15. Ricker Pond State Park
One of seven parks in Groton State Forest, Ricker Pond State Park is as beautiful as its trees are tall. It was established in the 1930s and boasts miles of hiking trails. The clean, sparkling water welcomes swimmers, kayakers, and canoeists, as well as other small watercraft. It's a perfect place to get back to nature and relax.
16. Owl's Head Mountain
Another Groton State Forest superstar, Owl's Head Mountain invites nature lovers, hikers, and picnic lovers to spend time on its numerous paths. Owl's Head Trail offers a vigorous hike to the mountain's summit (about 540 meters), where climbers are rewarded with spectacular vistas of Lake Memphremagog and the exquisite surrounding countryside.
17. Rock of Ages Quarry
Visiting the Rock of Ages Quarry is like stepping foot on another planet, one where mining for granite is a fine art. The massive granite cliffs are awe-inspiring, and the fact that many of them are over 400 million years old is hard to process.

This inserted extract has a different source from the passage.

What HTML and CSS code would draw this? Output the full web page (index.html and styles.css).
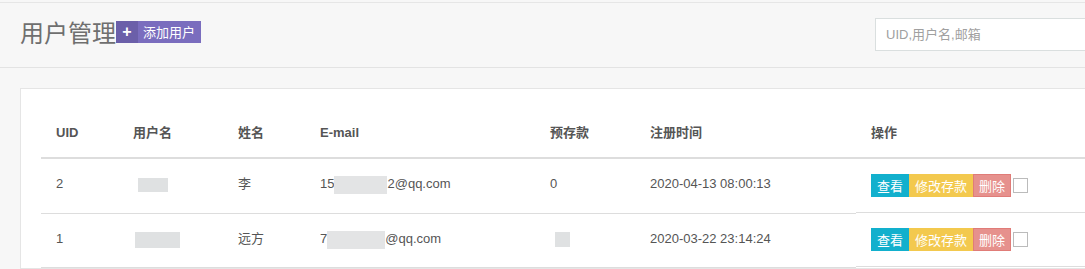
FILE: index.html
```html
<!DOCTYPE html>
<html>

<head>
    <title>用户管理</title>
    <link rel="stylesheet" href="styles.css">
</head>

<body>
    <div class="topline"></div>
    <div class="page">
        <div class="page-header">
            <h1>用户管理</h1>
            <a class="btn-add"><span class="btn-icon">+</span><span class="btn-text">添加用户</span></a>
            <div class="search">
                <input type="text" placeholder="UID,用户名,邮箱">
                <span class="search-btn"></span>
            </div>
        </div>

        <div class="card">
            <table class="user-table">
                <colgroup>
                    <col style="width: 77px">
                    <col style="width: 105px">
                    <col style="width: 82px">
                    <col style="width: 230px">
                    <col style="width: 100px">
                    <col style="width: 221px">
                    <col>
                </colgroup>
                <thead>
                    <tr>
                        <th>UID</th>
                        <th>用户名</th>
                        <th>姓名</th>
                        <th>E-mail</th>
                        <th>预存款</th>
                        <th>注册时间</th>
                        <th>操作</th>
                    </tr>
                </thead>
                <tbody>
                    <tr>
                        <td>2</td>
                        <td><span class="blur blur-name1"></span></td>
                        <td>李</td>
                        <td>15<span class="blur blur-mail1"></span>2@qq.com</td>
                        <td>0</td>
                        <td>2020-04-13 08:00:13</td>
                        <td class="ops">
                            <a class="op op-view">查看</a><a class="op op-edit">修改存款</a><a class="op op-del">删除</a><input type="checkbox" class="check">
                        </td>
                    </tr>
                    <tr>
                        <td>1</td>
                        <td><span class="blur blur-name2"></span></td>
                        <td>远方</td>
                        <td>7<span class="blur blur-mail2"></span>@qq.com</td>
                        <td><span class="blur blur-money"></span></td>
                        <td>2020-03-22 23:14:24</td>
                        <td class="ops">
                            <a class="op op-view">查看</a><a class="op op-edit">修改存款</a><a class="op op-del">删除</a><input type="checkbox" class="check">
                        </td>
                    </tr>
                </tbody>
            </table>
        </div>
    </div>
</body>

</html>
```

FILE: styles.css
```css
body {
    margin: 0;
    background-color: #f7f7f7;
    font-family: "Liberation Sans", "Noto Sans CJK SC", sans-serif;
    color: #555;
    overflow: hidden;
}

.topline {
    height: 2px;
    border-bottom: 1px solid #e6e6e6;
}

.page {
    width: 1130px;
}

.page-header {
    display: flex;
    align-items: flex-start;
    height: 49px;
    padding: 15px 0 0 20px;
    border-bottom: 1px solid #e3e3e3;
}

h1 {
    margin: 0;
    font-size: 24px;
    line-height: 27px;
    font-weight: 400;
    color: #6f6f6f;
    font-family: "Noto Sans CJK SC", sans-serif;
}

.btn-add {
    display: flex;
    margin-top: 3px;
    height: 22px;
    color: #fff;
    font-size: 13px;
    line-height: 22px;
    font-family: "Noto Sans CJK SC", sans-serif;
}

.btn-icon {
    width: 22px;
    text-align: center;
    background-color: #6b5fa9;
    font-weight: 700;
    font-size: 16px;
    font-family: "Liberation Sans", sans-serif;
}

.btn-text {
    padding: 0 6px 0 5px;
    background-color: #7a6dbe;
}

.search {
    display: flex;
    margin-left: 674px;
}

.search input {
    width: 190px;
    height: 31px;
    margin: 0;
    padding: 0 10px;
    border: 1px solid #dadfdf;
    background: #fff;
    font-size: 13px;
    font-family: "Liberation Sans", "Noto Sans CJK SC", sans-serif;
    color: #555;
    outline: none;
}

.search input::placeholder {
    color: #a0a0a0;
}

.search-btn {
    width: 30px;
    height: 33px;
    background-color: #f4f4f4;
    border-left: 1px solid #dadfdf;
    margin-left: -1px;
}

.card {
    margin: 20px 0 0 20px;
    padding: 20px 0 0 20px;
    background-color: #fff;
    border: 1px solid #e5e5e5;
}

.user-table {
    width: 1090px;
    border-collapse: collapse;
    table-layout: fixed;
    font-size: 13px;
}

.user-table th {
    text-align: left;
    padding: 14px 15px;
    line-height: 20px;
    font-weight: 700;
    color: #555;
    border-bottom: 2px solid #ddd;
}

.user-table td {
    padding: 15px 15px;
    line-height: 20px;
    height: 23px;
    vertical-align: top;
    border-bottom: 1px solid #ddd;
    white-space: nowrap;
    color: #555;
}

.blur {
    display: inline-block;
    vertical-align: top;
    background-color: #dfe1e2;
}

.blur-name1 {
    width: 30px;
    height: 14px;
    margin: 4px 0 0 5px;
}

.blur-name2 {
    width: 45px;
    height: 16px;
    margin: 3px 0 0 2px;
}

.blur-mail1 {
    width: 53px;
    height: 18px;
    margin-top: 2px;
    background-color: #e3e4e5;
}

.blur-mail2 {
    width: 58px;
    height: 18px;
    margin-top: 2px;
    background-color: #e3e4e5;
}

.blur-money {
    width: 15px;
    height: 15px;
    margin: 3px 0 0 5px;
}

.ops {
    display: flex;
    align-items: center;
    padding-top: 15px;
}

.op {
    display: inline-block;
    height: 23px;
    padding: 0 6px;
    line-height: 23px;
    color: #fff;
    font-size: 13px;
    font-family: "Noto Sans CJK SC", sans-serif;
    box-sizing: border-box;
}

.op-view {
    background-color: #12b0cd;
}

.op-edit {
    background-color: #f3c94e;
}

.op-del {
    background-color: #e6918d;
    border: 1px solid #e07c78;
    padding: 0 5px;
    line-height: 21px;
}

.check {
    margin: 0 0 0 2px;
    width: 15px;
    height: 15px;
    appearance: none;
    border: 1px solid #bbb;
    background: #fff;
}
```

Don't miss out on a guided tour.
18. Hamilton Falls
While jumping in the water near Hamilton Falls isn't advisable (the current is massively strong), there's little more relaxing than hearing the sound of water crashing as it thunders over the falls and watching it cascade towards its frothy destination below.
19. The Long Trail
The aptly named Long Trail leads visitors through verdant forests, past bubbling brooks and swift streams, towards the great white north -Canada. This 272-mile-long trail runs the entire length of the state. We told you it was long! Pack good hiking shoes and lots of water to enjoy Vermont's "footpath in the wilderness."
20. Moss Glen Falls
This horsetail falls is an easy one to spot, if you know what you're looking for. While most falls require travelers to hike their way in for a good view, this one can be spotted from the road - on the west side of Route 100 to be exact. Located near the town of Granville, the falls can be reached by crossing a small footbridge.